**ENTRIES PROVIDED**:
# # # #

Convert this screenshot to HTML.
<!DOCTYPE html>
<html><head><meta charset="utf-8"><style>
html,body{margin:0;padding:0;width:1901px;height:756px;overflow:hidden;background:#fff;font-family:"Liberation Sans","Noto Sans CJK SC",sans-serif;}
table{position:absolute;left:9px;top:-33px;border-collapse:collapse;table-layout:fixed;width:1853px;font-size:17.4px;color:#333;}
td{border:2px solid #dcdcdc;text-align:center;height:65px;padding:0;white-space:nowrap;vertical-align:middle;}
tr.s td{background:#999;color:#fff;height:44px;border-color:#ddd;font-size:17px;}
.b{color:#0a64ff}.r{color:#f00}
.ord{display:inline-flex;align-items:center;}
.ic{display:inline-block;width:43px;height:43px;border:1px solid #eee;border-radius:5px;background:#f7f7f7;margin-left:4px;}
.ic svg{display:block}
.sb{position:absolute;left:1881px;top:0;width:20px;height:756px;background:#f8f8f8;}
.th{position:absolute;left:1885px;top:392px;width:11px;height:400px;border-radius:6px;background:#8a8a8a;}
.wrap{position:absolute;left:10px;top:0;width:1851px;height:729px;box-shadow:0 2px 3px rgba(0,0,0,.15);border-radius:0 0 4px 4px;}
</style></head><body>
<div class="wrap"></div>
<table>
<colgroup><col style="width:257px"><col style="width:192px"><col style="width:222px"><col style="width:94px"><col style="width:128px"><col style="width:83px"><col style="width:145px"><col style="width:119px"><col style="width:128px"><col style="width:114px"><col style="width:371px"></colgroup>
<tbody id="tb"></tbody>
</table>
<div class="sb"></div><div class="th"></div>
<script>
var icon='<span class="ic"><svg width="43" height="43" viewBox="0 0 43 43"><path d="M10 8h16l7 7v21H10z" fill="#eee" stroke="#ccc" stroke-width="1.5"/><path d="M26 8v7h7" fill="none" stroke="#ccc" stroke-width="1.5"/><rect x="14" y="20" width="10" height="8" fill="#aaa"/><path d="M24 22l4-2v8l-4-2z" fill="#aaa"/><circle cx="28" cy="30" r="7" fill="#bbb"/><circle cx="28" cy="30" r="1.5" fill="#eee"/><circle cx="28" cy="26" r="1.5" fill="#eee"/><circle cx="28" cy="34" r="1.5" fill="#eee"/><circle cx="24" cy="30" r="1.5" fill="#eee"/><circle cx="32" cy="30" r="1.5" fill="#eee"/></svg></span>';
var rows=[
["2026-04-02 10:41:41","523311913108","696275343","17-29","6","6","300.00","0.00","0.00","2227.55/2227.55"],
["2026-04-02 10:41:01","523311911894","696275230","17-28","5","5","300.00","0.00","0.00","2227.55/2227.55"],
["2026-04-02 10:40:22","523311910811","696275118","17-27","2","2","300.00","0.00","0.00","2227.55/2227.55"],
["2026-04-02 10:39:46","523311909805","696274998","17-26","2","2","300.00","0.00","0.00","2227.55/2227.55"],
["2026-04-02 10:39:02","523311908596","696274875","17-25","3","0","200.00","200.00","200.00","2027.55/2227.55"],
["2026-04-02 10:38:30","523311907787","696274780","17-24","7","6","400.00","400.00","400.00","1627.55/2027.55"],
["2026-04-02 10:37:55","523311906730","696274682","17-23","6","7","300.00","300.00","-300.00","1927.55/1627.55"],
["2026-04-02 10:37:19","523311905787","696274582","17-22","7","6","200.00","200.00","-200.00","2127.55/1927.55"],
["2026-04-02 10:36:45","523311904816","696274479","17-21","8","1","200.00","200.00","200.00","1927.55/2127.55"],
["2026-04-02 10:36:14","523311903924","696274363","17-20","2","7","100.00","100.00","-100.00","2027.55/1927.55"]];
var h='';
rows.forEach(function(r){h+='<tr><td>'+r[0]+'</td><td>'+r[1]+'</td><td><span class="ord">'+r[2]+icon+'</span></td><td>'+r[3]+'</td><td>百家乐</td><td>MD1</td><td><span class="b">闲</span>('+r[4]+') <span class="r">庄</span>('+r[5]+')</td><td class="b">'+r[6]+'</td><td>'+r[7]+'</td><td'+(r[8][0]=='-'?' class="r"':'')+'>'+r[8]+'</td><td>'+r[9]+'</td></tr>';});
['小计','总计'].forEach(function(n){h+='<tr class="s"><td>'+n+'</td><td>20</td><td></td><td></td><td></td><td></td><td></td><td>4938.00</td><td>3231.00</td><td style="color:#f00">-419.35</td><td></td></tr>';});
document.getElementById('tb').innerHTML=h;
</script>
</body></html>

# # # #

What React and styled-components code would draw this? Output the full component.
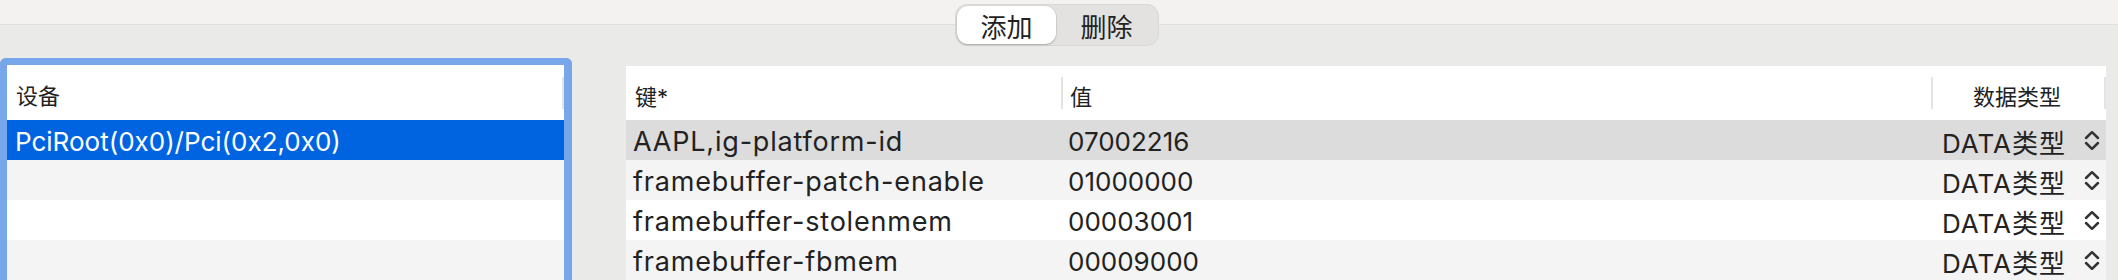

# # # #

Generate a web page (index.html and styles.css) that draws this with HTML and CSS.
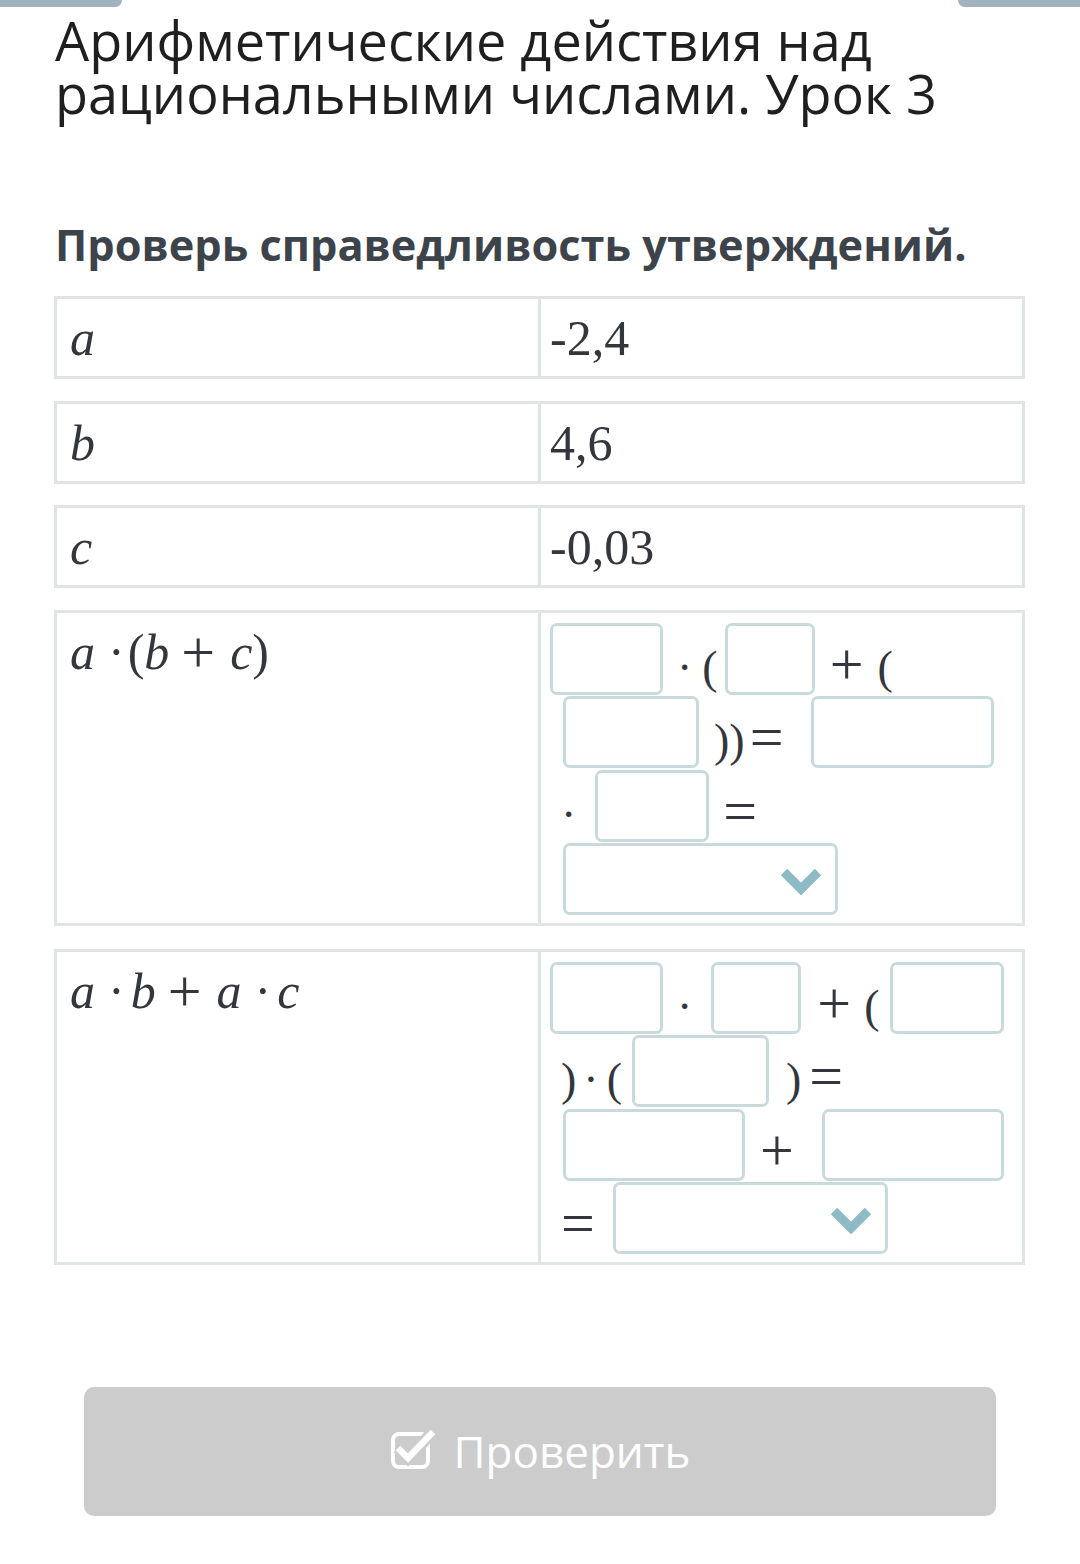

# # # #

**GOAL OF THE EXERCISE**: Count how many lines in the data above hold the string "this", and give the number with no other words.

**TASK RESULT**: 3